* Begin Material supplied *

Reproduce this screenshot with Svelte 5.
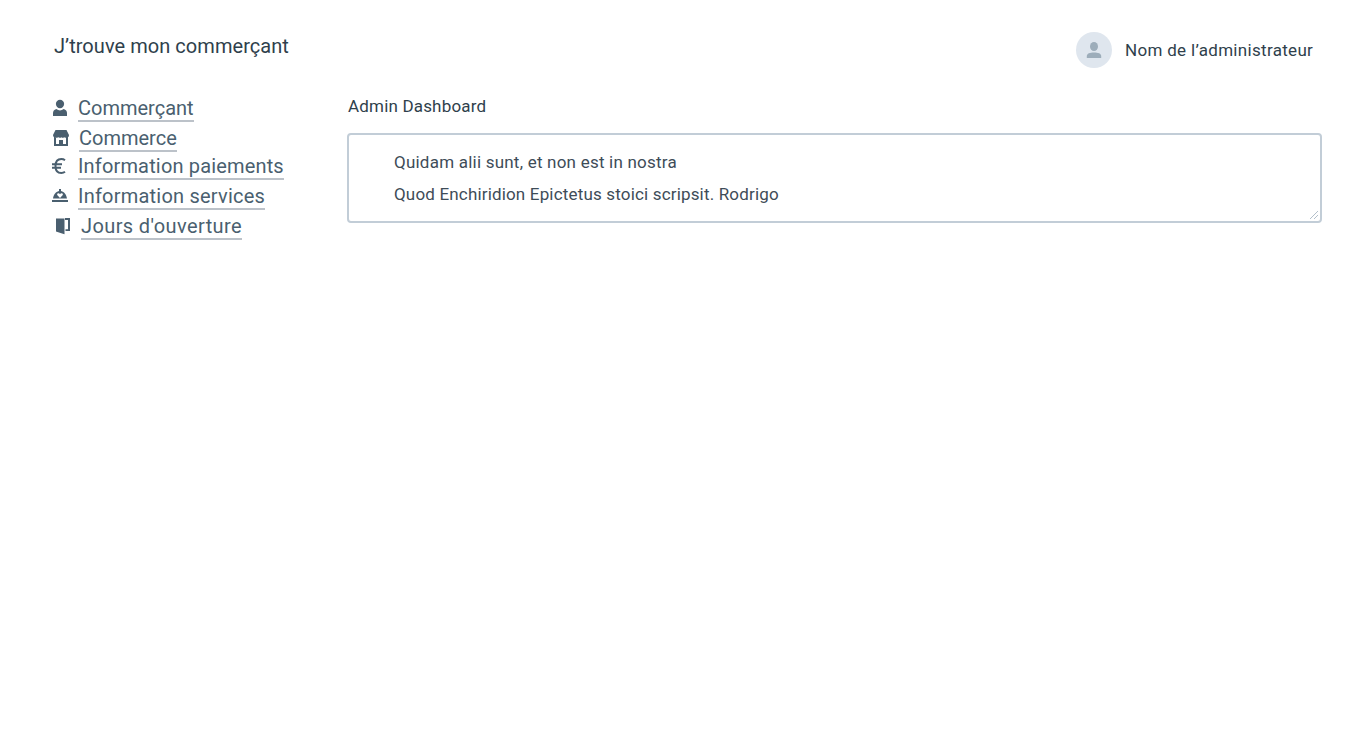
<script>
  const links = [
    { key: 'merchant', label: 'Commerçant' },
    { key: 'shop', label: 'Commerce' },
    { key: 'payment', label: 'Information paiements' },
    { key: 'service', label: 'Information services' },
    { key: 'opening', label: "Jours d'ouverture" }
  ];
</script>

<div class="page">
  <header>
    <h1>J’trouve mon commerçant</h1>
    <div class="user">
      <div class="avatar">
        <svg width="16" height="16" viewBox="0 0 16 16" fill="#9dadba">
          <ellipse cx="8" cy="4.5" rx="4" ry="4.5" />
          <path d="M.8 16v-2C.8 11.500 4 10.400 8 10.400s7.200 1.100 7.200 3.600v2z" />
        </svg>
      </div>
      <span class="name">Nom de l’administrateur</span>
    </div>
  </header>

  <div class="body">
    <nav>
      {#each links as link}
        <div class="row {link.key}">
          <svg width="18" height="18" viewBox="0 0 18 18" fill="#4a5f6f">
            {#if link.key === 'merchant'}
              <ellipse cx="9" cy="5" rx="4.100" ry="4.200" />
              <path d="M2 17v-3q0-3 3.300-4Q9 12.800 12.700 10 16 11 16 14v3z" />
            {:else if link.key === 'shop'}
              <path fill-rule="evenodd" d="M3.500 1h11L17 6q0 2-1 2.300V17H2V8.300Q1 7.600 1 6zM4 8.500V15h3v-4h4v4h3V8.500q-1 .5-1.800-.3-1.700 1-2.700 0-1.500 1-2.800 0-1.200.8-3.700.3z" />
            {:else if link.key === 'payment'}
              <path d="M14 3.200Q12.500 2 10.300 2C6.500 2 4.500 5 4.500 9s2 7 5.800 7q2.200 0 3.700-1.200M1 7.300h10M1 10.800h9" fill="none" stroke="#4a5f6f" stroke-width="2" />
            {:else if link.key === 'service'}
              <path fill-rule="evenodd" d="M8 2h2v2c3.500.7 5.500 3.900 6 7.500H2c.5-3.600 2.500-6.800 6-7.500zM9 11l2.800-3C12.300 6 9.700 5.900 9 7.200 8.300 5.900 5.700 6 6.200 8z" />
              <path d="M1 13h16v2H1z" />
            {:else}
              <path d="M2 1.500h8.500V17.300L6.500 16 2 14.500zM11 1h5v13h-4.500v-1.800H14V3h-3z" />
            {/if}
          </svg>
          <a href="#{link.key}">{link.label}</a>
        </div>
      {/each}
    </nav>
    <main>
      <h2>Admin Dashboard</h2>
      <div class="box">
        <p class="first">Quidam alii sunt, et non est in nostra</p>
        <p>Quod Enchiridion Epictetus stoici scripsit. Rodrigo</p>
        <svg class="grip" width="10" height="10" viewBox="0 0 10 10" fill="none" stroke="#b3c0cb" stroke-width="1"><path d="M1 9l8-8M5 9l4-4" /></svg>
      </div>
    </main>
  </div>
</div>

<style>
  :global(body) { background: #fff; }
  .page { box-sizing: border-box; height: 732px; padding: 32px 42px 0 52px; font-family: Roboto, sans-serif; color: #2f3f4c; overflow: hidden; }
  header { display: flex; justify-content: space-between; height: 60px; }
  h1 { margin: 0; padding-left: 2px; font-size: 20px; line-height: 28px; font-weight: 400; letter-spacing: .05px; white-space: nowrap; }
  .user { display: flex; align-items: center; height: 36px; padding-right: 8px; gap: 13px; font-size: 17px; white-space: nowrap; }
  .avatar { display: flex; align-items: center; justify-content: center; width: 36px; height: 36px; border-radius: 50%; background: #dfe6ee; }
  .name { width: 189px; letter-spacing: .31px; }
  .body { display: flex; }
  nav { width: 295px; padding-top: 4px; flex: none; }
  .row { display: flex; height: 30px; font-size: 20px; }
  .row.shop { height: 28px; }
  .row svg { flex: none; margin: 3px 9px 0 -1px; }
  .row.shop svg { margin: 3px 9px 0 0; }
  .row.opening svg { margin: 3px 9px 0 2px; }
  .payment a { letter-spacing: .16px; }
  .service a { letter-spacing: .22px; }
  .opening a { letter-spacing: .39px; }
  a { height: 24px; line-height: 24px; color: #4a5f6f; text-decoration: none; white-space: nowrap; border-bottom: 2px solid #bcc2c9; }
  main { flex: 1; }
  h2 { margin: 0; padding-left: 1px; font-size: 17px; font-weight: 400; line-height: 28px; letter-spacing: .18px; }
  .box { position: relative; box-sizing: border-box; height: 90px; margin-top: 13px; border: 2px solid #c2cdd7; border-radius: 4px; padding: 11px 0 0 45px; }
  p { margin: 0; font-size: 17px; line-height: 32px; letter-spacing: .17px; color: #3e4c58; white-space: nowrap; }
  .first { letter-spacing: .22px; }
  .grip { position: absolute; right: 1px; bottom: 1px; }
</style>
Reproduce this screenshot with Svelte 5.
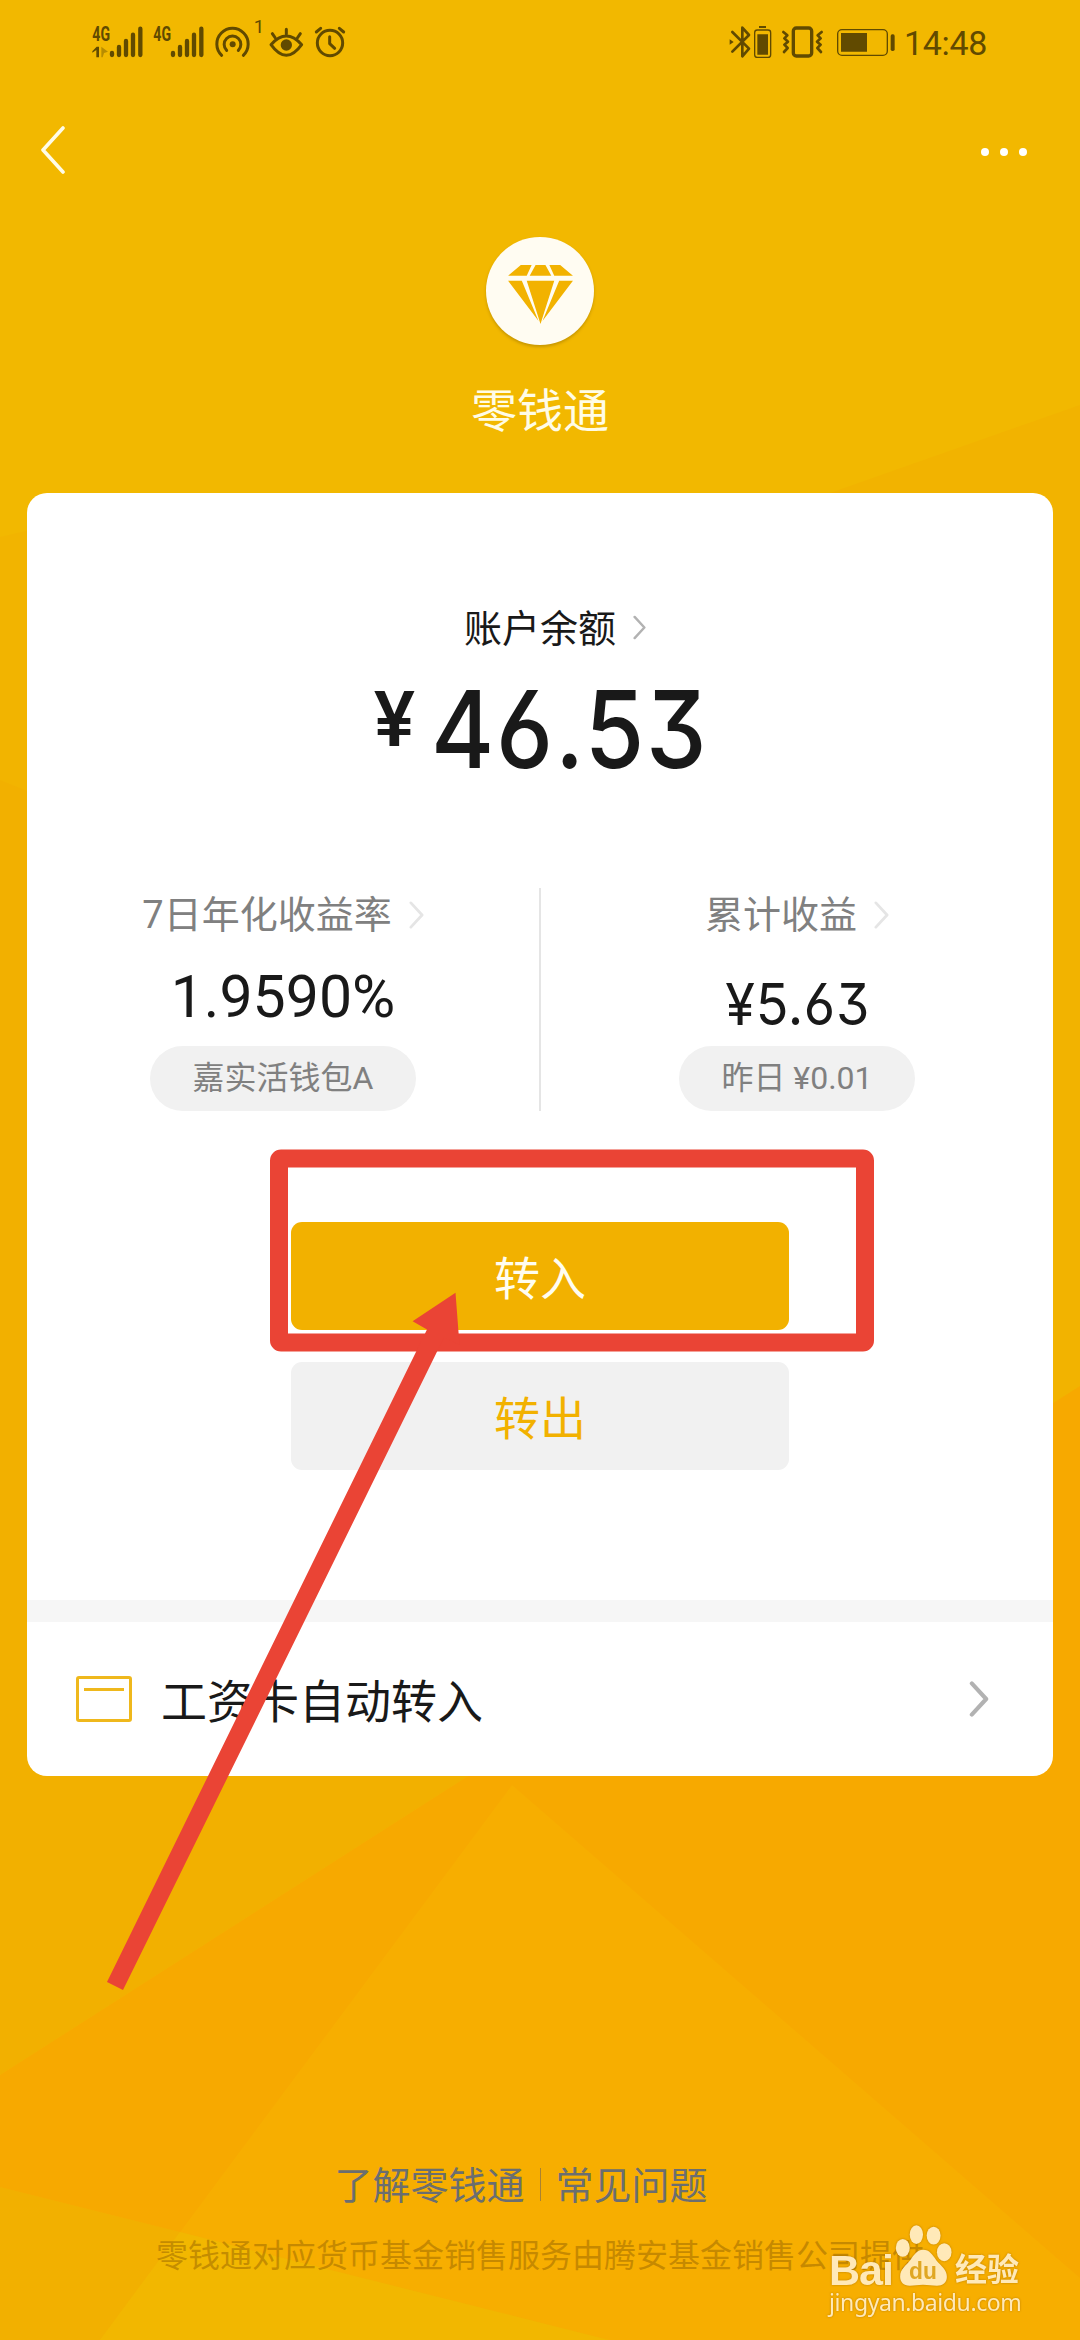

* End Material supplied *

Write the entries above out in full, exactly, with no images.

Reproduce this screenshot with Svelte 5.
<script>
  const links = [
    { key: 'merchant', label: 'Commerçant' },
    { key: 'shop', label: 'Commerce' },
    { key: 'payment', label: 'Information paiements' },
    { key: 'service', label: 'Information services' },
    { key: 'opening', label: "Jours d'ouverture" }
  ];
</script>

<div class="page">
  <header>
    <h1>J’trouve mon commerçant</h1>
    <div class="user">
      <div class="avatar">
        <svg width="16" height="16" viewBox="0 0 16 16" fill="#9dadba">
          <ellipse cx="8" cy="4.5" rx="4" ry="4.5" />
          <path d="M.8 16v-2C.8 11.500 4 10.400 8 10.400s7.200 1.100 7.200 3.600v2z" />
        </svg>
      </div>
      <span class="name">Nom de l’administrateur</span>
    </div>
  </header>

  <div class="body">
    <nav>
      {#each links as link}
        <div class="row {link.key}">
          <svg width="18" height="18" viewBox="0 0 18 18" fill="#4a5f6f">
            {#if link.key === 'merchant'}
              <ellipse cx="9" cy="5" rx="4.100" ry="4.200" />
              <path d="M2 17v-3q0-3 3.300-4Q9 12.800 12.700 10 16 11 16 14v3z" />
            {:else if link.key === 'shop'}
              <path fill-rule="evenodd" d="M3.500 1h11L17 6q0 2-1 2.300V17H2V8.300Q1 7.600 1 6zM4 8.500V15h3v-4h4v4h3V8.500q-1 .5-1.800-.3-1.700 1-2.700 0-1.500 1-2.800 0-1.200.8-3.700.3z" />
            {:else if link.key === 'payment'}
              <path d="M14 3.200Q12.500 2 10.300 2C6.500 2 4.500 5 4.500 9s2 7 5.800 7q2.200 0 3.700-1.200M1 7.300h10M1 10.800h9" fill="none" stroke="#4a5f6f" stroke-width="2" />
            {:else if link.key === 'service'}
              <path fill-rule="evenodd" d="M8 2h2v2c3.500.7 5.500 3.900 6 7.500H2c.5-3.600 2.500-6.800 6-7.500zM9 11l2.800-3C12.300 6 9.700 5.900 9 7.200 8.300 5.900 5.700 6 6.200 8z" />
              <path d="M1 13h16v2H1z" />
            {:else}
              <path d="M2 1.500h8.500V17.300L6.500 16 2 14.500zM11 1h5v13h-4.500v-1.800H14V3h-3z" />
            {/if}
          </svg>
          <a href="#{link.key}">{link.label}</a>
        </div>
      {/each}
    </nav>
    <main>
      <h2>Admin Dashboard</h2>
      <div class="box">
        <p class="first">Quidam alii sunt, et non est in nostra</p>
        <p>Quod Enchiridion Epictetus stoici scripsit. Rodrigo</p>
        <svg class="grip" width="10" height="10" viewBox="0 0 10 10" fill="none" stroke="#b3c0cb" stroke-width="1"><path d="M1 9l8-8M5 9l4-4" /></svg>
      </div>
    </main>
  </div>
</div>

<style>
  :global(body) { background: #fff; }
  .page { box-sizing: border-box; height: 732px; padding: 32px 42px 0 52px; font-family: Roboto, sans-serif; color: #2f3f4c; overflow: hidden; }
  header { display: flex; justify-content: space-between; height: 60px; }
  h1 { margin: 0; padding-left: 2px; font-size: 20px; line-height: 28px; font-weight: 400; letter-spacing: .05px; white-space: nowrap; }
  .user { display: flex; align-items: center; height: 36px; padding-right: 8px; gap: 13px; font-size: 17px; white-space: nowrap; }
  .avatar { display: flex; align-items: center; justify-content: center; width: 36px; height: 36px; border-radius: 50%; background: #dfe6ee; }
  .name { width: 189px; letter-spacing: .31px; }
  .body { display: flex; }
  nav { width: 295px; padding-top: 4px; flex: none; }
  .row { display: flex; height: 30px; font-size: 20px; }
  .row.shop { height: 28px; }
  .row svg { flex: none; margin: 3px 9px 0 -1px; }
  .row.shop svg { margin: 3px 9px 0 0; }
  .row.opening svg { margin: 3px 9px 0 2px; }
  .payment a { letter-spacing: .16px; }
  .service a { letter-spacing: .22px; }
  .opening a { letter-spacing: .39px; }
  a { height: 24px; line-height: 24px; color: #4a5f6f; text-decoration: none; white-space: nowrap; border-bottom: 2px solid #bcc2c9; }
  main { flex: 1; }
  h2 { margin: 0; padding-left: 1px; font-size: 17px; font-weight: 400; line-height: 28px; letter-spacing: .18px; }
  .box { position: relative; box-sizing: border-box; height: 90px; margin-top: 13px; border: 2px solid #c2cdd7; border-radius: 4px; padding: 11px 0 0 45px; }
  p { margin: 0; font-size: 17px; line-height: 32px; letter-spacing: .17px; color: #3e4c58; white-space: nowrap; }
  .first { letter-spacing: .22px; }
  .grip { position: absolute; right: 1px; bottom: 1px; }
</style>
Reproduce this screenshot with Svelte 5.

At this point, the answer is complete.